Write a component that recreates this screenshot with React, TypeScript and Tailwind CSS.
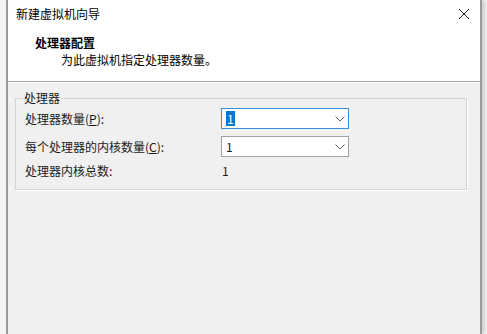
const font = "font-['Microsoft_YaHei_UI','Noto_Sans_CJK_SC',sans-serif]";

const Chevron = () => (
  <svg width="10" height="6" viewBox="0 0 10 6" className="text-[#606060]">
    <path d="M0.5 0.5 L5 5 L9.5 0.5" fill="none" stroke="currentColor" strokeWidth="1" />
  </svg>
);

const Combo: React.FC<{ value: string; focused?: boolean }> = ({ value, focused }) => (
  <div
    className={`w-[128px] h-[21px] flex items-center justify-between pl-[4px] pr-[3px] bg-white border ${
      focused ? "border-[#3c8fd6]" : "border-[#a0a0a0]"
    }`}
  >
    {focused ? (
      <span className="bg-[#0078d7] text-white leading-[15px] px-[1px]">{value}</span>
    ) : (
      <span className="leading-[15px]">{value}</span>
    )}
    <Chevron />
  </div>
);

const App = () => {
  return (
    <div className={`w-[487px] h-[334px] bg-[#f4f4f4] overflow-hidden ${font} text-[12px] text-[#1a1a1a]`}>
      <div className="ml-[6px] w-[476px] h-[334px] flex flex-col border-l-2 border-r-2 border-[#9a9a9a] bg-[#f0f0f0] shadow-[3px_0_3px_rgba(0,0,0,0.15)]">
        {/* title bar */}
        <div className="h-[27px] bg-white flex items-center justify-between pl-[8px] pr-[10px]">
          <span className="text-[12px] text-black">新建虚拟机向导</span>
          <svg width="12" height="12" viewBox="0 0 12 12">
            <path d="M1 1 L11 11 M11 1 L1 11" stroke="#222" strokeWidth="1" />
          </svg>
        </div>
        {/* header */}
        <div className="h-[55px] bg-white border-b border-[#a0a0a0] pl-[27px] pt-[7px]">
          <div className="font-bold text-black leading-[17px]">处理器配置</div>
          <div className="pl-[26px] leading-[17px] text-black">为此虚拟机指定处理器数量。</div>
        </div>
        <div className="h-[1px] bg-[#ffffff]" />
        {/* body */}
        <div className="px-[7px] pt-[15px]">
          <div className="relative w-[452px] h-[92px] border border-[#d5d5d5] shadow-[1px_1px_0_#ffffff]">
            <span className="absolute left-[7px] -top-[9px] bg-[#f0f0f0] px-[1px] leading-[16px]">处理器</span>
            <div className="pt-[9px] pl-[9px] flex flex-col gap-[7px]">
              <div className="flex items-center">
                <span className="w-[196px]">
                  处理器数量(<span className="underline">P</span>):
                </span>
                <Combo value="1" focused />
              </div>
              <div className="flex items-center">
                <span className="w-[196px]">
                  每个处理器的内核数量(<span className="underline">C</span>):
                </span>
                <Combo value="1" />
              </div>
              <div className="flex items-center -mt-[2px]">
                <span className="w-[197px]">处理器内核总数:</span>
                <span>1</span>
              </div>
            </div>
          </div>
        </div>
      </div>
    </div>
  );
};

export default App;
☆ ☆ ☆
Would you return the data exactly as written, without the pictures?

Write a component that recreates this screenshot with React, TypeScript and Tailwind CSS.
const font = "font-['Microsoft_YaHei_UI','Noto_Sans_CJK_SC',sans-serif]";

const Chevron = () => (
  <svg width="10" height="6" viewBox="0 0 10 6" className="text-[#606060]">
    <path d="M0.5 0.5 L5 5 L9.5 0.5" fill="none" stroke="currentColor" strokeWidth="1" />
  </svg>
);

const Combo: React.FC<{ value: string; focused?: boolean }> = ({ value, focused }) => (
  <div
    className={`w-[128px] h-[21px] flex items-center justify-between pl-[4px] pr-[3px] bg-white border ${
      focused ? "border-[#3c8fd6]" : "border-[#a0a0a0]"
    }`}
  >
    {focused ? (
      <span className="bg-[#0078d7] text-white leading-[15px] px-[1px]">{value}</span>
    ) : (
      <span className="leading-[15px]">{value}</span>
    )}
    <Chevron />
  </div>
);

const App = () => {
  return (
    <div className={`w-[487px] h-[334px] bg-[#f4f4f4] overflow-hidden ${font} text-[12px] text-[#1a1a1a]`}>
      <div className="ml-[6px] w-[476px] h-[334px] flex flex-col border-l-2 border-r-2 border-[#9a9a9a] bg-[#f0f0f0] shadow-[3px_0_3px_rgba(0,0,0,0.15)]">
        {/* title bar */}
        <div className="h-[27px] bg-white flex items-center justify-between pl-[8px] pr-[10px]">
          <span className="text-[12px] text-black">新建虚拟机向导</span>
          <svg width="12" height="12" viewBox="0 0 12 12">
            <path d="M1 1 L11 11 M11 1 L1 11" stroke="#222" strokeWidth="1" />
          </svg>
        </div>
        {/* header */}
        <div className="h-[55px] bg-white border-b border-[#a0a0a0] pl-[27px] pt-[7px]">
          <div className="font-bold text-black leading-[17px]">处理器配置</div>
          <div className="pl-[26px] leading-[17px] text-black">为此虚拟机指定处理器数量。</div>
        </div>
        <div className="h-[1px] bg-[#ffffff]" />
        {/* body */}
        <div className="px-[7px] pt-[15px]">
          <div className="relative w-[452px] h-[92px] border border-[#d5d5d5] shadow-[1px_1px_0_#ffffff]">
            <span className="absolute left-[7px] -top-[9px] bg-[#f0f0f0] px-[1px] leading-[16px]">处理器</span>
            <div className="pt-[9px] pl-[9px] flex flex-col gap-[7px]">
              <div className="flex items-center">
                <span className="w-[196px]">
                  处理器数量(<span className="underline">P</span>):
                </span>
                <Combo value="1" focused />
              </div>
              <div className="flex items-center">
                <span className="w-[196px]">
                  每个处理器的内核数量(<span className="underline">C</span>):
                </span>
                <Combo value="1" />
              </div>
              <div className="flex items-center -mt-[2px]">
                <span className="w-[197px]">处理器内核总数:</span>
                <span>1</span>
              </div>
            </div>
          </div>
        </div>
      </div>
    </div>
  );
};

export default App;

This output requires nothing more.